Trump was still upset a few years later. In the days after Hamas’ surprise attack against Israel on Oct. 7, 2023, he vented to an audience at Mar-a-Lago.

“Israel was going to do this with us, and it was being planned and working on it for months,” Trump reportedly said. “We had everything all set to go, and the night before it happened, I got a call that Israel will not be participating in this attack.”

Trump added: “I’ll never forget that Bibi Netanyahu let us down.”

Multiple media outlets have quoted unnamed U.S. officials as pushing back on Trump’s claim that Israel pulled out at the last second, saying it was completely inaccurate. “They were never on board with it,” a former senior White House official told NBC News. “They always thought it was a dangerous and destabilizing idea.”

Ravid offered up the complete opposite debunking in his reporting, citing a senior Israeli defense official who said that Israel had proposed playing a more active role, but the U.S. insisted on executing the strike.

Soleimani was particularly close to Iran’s supreme leader, Ayatollah Ali Khamenei. “The loss of our dear General is bitter,” Khamenei said on what was then called Twitter. “The continuing fight and ultimate victory will be more bitter for the murderers and criminals.”

U.S. intelligence and law enforcement believe that in response to Soleimani’s killing, Iran ordered the assasination of Trump and other officials, including then-Secretary of State Mike Pompeo and National Security Adviser John Bolton.

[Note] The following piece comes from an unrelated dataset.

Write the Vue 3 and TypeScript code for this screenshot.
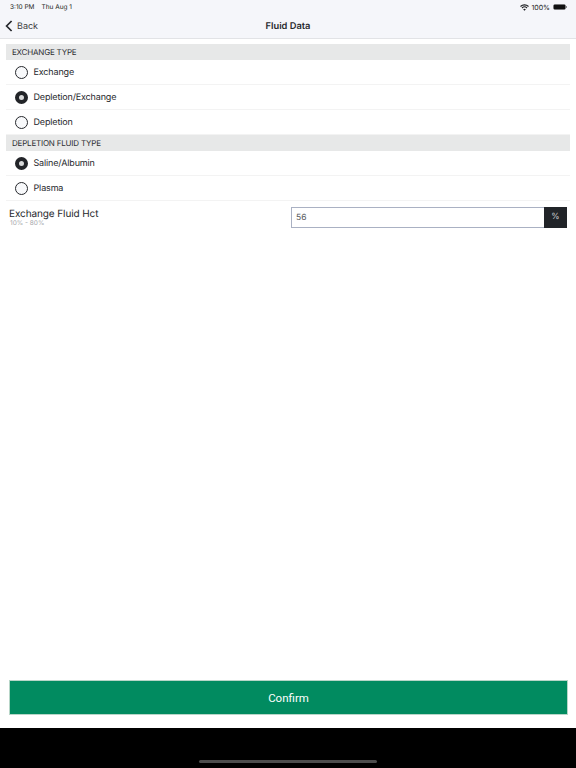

The Iranian plot is not believed to be connected to the high-profile attempts in Pennsylvania and Florida to assassinate Trump during the 2024 campaign.

The Biden administration responded by upping protection for Trump and the other officials. Shortly after returning to office, Trump revoked Pompeo’s and Bolton’s security details, despite the threats from Iran, leading to speculation that the move was in part related to his gripes with his former aides.

“When you have protection, you can’t have it for the rest of your life,” Trump told the New York Times, adding, “I mean, there’s risks to everything.”

Trump’s political friends and foes paint him as someone who can hold a grudge. But with Iran and the ayatollah, he has repeatedly seemed to let assassination attempts be bygones. During the 2020 and 2024 campaigns, and the first few months of his second term this year, Trump has pushed for a new and improved deal as the preferred approach to curtailing Iran’s nuclear deal, going so far as to send a personal letter to Khameini in March.

Back in March, the Times reported this week, Trump would “regale” visitors to the Oval Office and guests on Air Force One about his “beautiful letter” to the ayatollah. According to the Times: “One visitor treated to a live rendition recalled the letter’s basic message as: I don’t want war. I don’t want to blow you off the map. I want a deal.”

That was then. On Tuesday, talking to reporters on Air Force One, Trump sounded as if he had shifted into tough-guy mode.

“They should have done the deal. I told them, ‘Do the deal.’ So I’m not too much in a mood to negotiate.”